Risks Highlighted by Farmers:
- Loss of Livelihoods: Cheap imports due to FTAs and WTO rules undercut Indian farmers’ incomes.
- Food Security Threat: Farmers fear increased dependence on global markets and reduced domestic production due to lack of support.
- Developed Countries’ Advantage: Developed nations provide large subsidies under different classifications while pressuring developing countries like India to cut subsidies.
- India lacks Special Safeguard Measures (SSG) to counter import surges, further disadvantaging its farmers.
India’s Agrarian Economy at Risk
- Punjab’s agriculture is heavily reliant on wheat and paddy, with around 90% of Rabi and Kharif crops procured under MSP.
- Public procurement system feeds into the central pool, forming the backbone of the state’s economy. WTO restrictions on subsidies and public procurement pose a significant threat to farmers’ livelihoods.
- 86% of India’s agricultural population comprises small and marginal farmers.
- Challenges include:
- Lack of access to modern technology, markets, and finance.
- Exposure to cheap imports due to liberalized global trade under WTO rules, destabilizing rural economies.
Agreement on Agriculture (AoA) under the WTO
The Agreement on Agriculture (AoA) under the WTO is a comprehensive treaty focused on reforming agricultural trade by reducing subsidies, enhancing market access, and disciplining export subsidies. Here is an organized overview:
Overview of AoA
- Establishment: Negotiated during the Uruguay Round (1986) and ratified in 1994 at Marrakesh. Came into effect in 1995.

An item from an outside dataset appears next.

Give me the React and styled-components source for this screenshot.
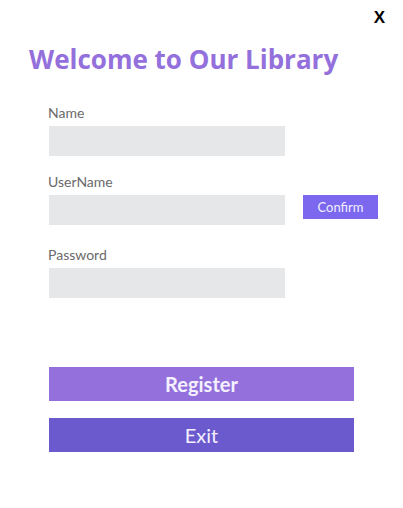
import styled, { createGlobalStyle } from "styled-components";

const GlobalStyle = createGlobalStyle`
  body {
    margin: 0;
    background: #ffffff;
  }
`;

const Page = styled.div`
  width: 403px;
  height: 508px;
  display: flex;
  flex-direction: column;
  box-sizing: border-box;
  padding: 8px 18px 0 29px;
  font-family: "Lato", "Open Sans", sans-serif;
`;

const TopBar = styled.div`
  display: flex;
  justify-content: flex-end;
`;

const CloseButton = styled.button`
  border: none;
  background: none;
  padding: 0;
  font-family: "Liberation Sans", Arial, sans-serif;
  font-weight: 700;
  font-size: 17px;
  color: #000;
  cursor: pointer;
`;

const Title = styled.h1`
  margin: 14px 0 0 0;
  font-family: "Open Sans", sans-serif;
  font-weight: 700;
  font-size: 26px;
  line-height: 34px;
  color: #9370db;
`;

const Form = styled.div`
  display: flex;
  flex-direction: column;
  padding-left: 19px;
  margin-top: 28px;
`;

const Field = styled.div`
  display: flex;
  flex-direction: column;
  margin-bottom: ${(p) => p.$gap || 0}px;
`;

const Label = styled.label`
  font-size: 14px;
  line-height: 18px;
  color: #6a6a6a;
  height: 22px;
`;

const Row = styled.div`
  display: flex;
  align-items: flex-start;
  gap: 18px;
`;

const Input = styled.input`
  width: 236px;
  height: 30px;
  margin-left: 1px;
  box-sizing: border-box;
  border: none;
  background: #e6e7e8;
  padding: 0 4px;
  font-size: 14px;
  outline: none;
  caret-color: #000;
`;

const ConfirmButton = styled.button`
  width: 75px;
  height: 24px;
  border: none;
  background: #7b68ee;
  color: #f2efff;
  font-family: "Lato", sans-serif;
  font-size: 13px;
  padding: 0;
`;

const Actions = styled.div`
  display: flex;
  flex-direction: column;
  gap: 17px;
  margin-top: 69px;
  padding-left: 20px;
`;

const ActionButton = styled.button`
  width: 305px;
  height: 34px;
  border: none;
  padding: 0;
  background: ${(p) => p.$bg};
  color: #f4f0ff;
  font-family: "Lato", sans-serif;
  font-size: 20px;
  font-weight: ${(p) => (p.$bold ? 700 : 400)};
`;

export default function App() {
  return (
    <>
      <GlobalStyle />
      <Page>
        <TopBar>
          <CloseButton>X</CloseButton>
        </TopBar>
        <Title>Welcome to Our Library</Title>
        <Form>
          <Field $gap={17}>
            <Label>Name</Label>
            <Input autoFocus />
          </Field>
          <Field $gap={21}>
            <Label>UserName</Label>
            <Row>
              <Input />
              <ConfirmButton>Confirm</ConfirmButton>
            </Row>
          </Field>
          <Field>
            <Label>Password</Label>
            <Input type="password" />
          </Field>
        </Form>
        <Actions>
          <ActionButton $bg="#9370db" $bold>
            Register
          </ActionButton>
          <ActionButton $bg="#6a5acd">Exit</ActionButton>
        </Actions>
      </Page>
    </>
  );
}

- Objective: Promote fair competition, reduce trade-distorting practices, and ensure better access to markets for agricultural products.
- Significance for India: AoA provisions impact India’s food security programs, minimum support prices (MSP), and public procurement systems, directly affecting millions of farmers.
Pillars of AoA
- Market Access:
- Aim: Eliminate non-tariff barriers by converting them into tariffs (tariffication).
- Reduction commitments:
- Developed countries: 36% (value) over 6 years.
- Developing countries: 24% (value) over 10 years.
- Least Developed Countries (LDCs): Exempt.
- Special Provisions:
- Developing nations with balance-of-payment issues could offer tariff ceilings instead of tariffication.
- Domestic Support:
- Subsidy Classification:
- Amber Box: Trade-distorting subsidies subject to reduction commitments (e.g., MSP, input subsidies).
- Blue Box: Subsidies aimed at production limitation, exempt from reduction.
- Green Box: Minimal trade-distorting subsidies, like environmental protection and research, exempt from caps.
- Subsidy Classification:
- India’s Concerns:
- The outdated reference price (based on 1986-88 levels) inflates subsidy levels due to inflation, causing potential WTO compliance issues.
- India’s extensive MSP program risks breaching the 10% de minimis cap for developing countries.
- Export Subsidies:
- Reduction commitments:
- Developed countries: 36% (value) and 21% (volume) over 6 years.
- Developing countries: 24% (value) and 14% (volume) over 10 years.
- India’s Limitation: India, not having used export subsidies historically, is restricted from introducing them, unlike advanced economies.
- Reduction commitments:
Peace Clause (2013, Bali Ministerial Conference)
- Provides protection to developing countries like India from legal challenges if subsidy limits for public stockholding programs are breached.
- However, this is a temporary solution, and negotiations for a permanent resolution are ongoing.
Special Safeguard Mechanism (SSM):
- Developing nations, including India, have sought an SSM to impose import restrictions during price crashes or surges in imports.
- India argues that lack of such measures leads to destabilization of local markets and threatens small-scale agricultural livelihoods.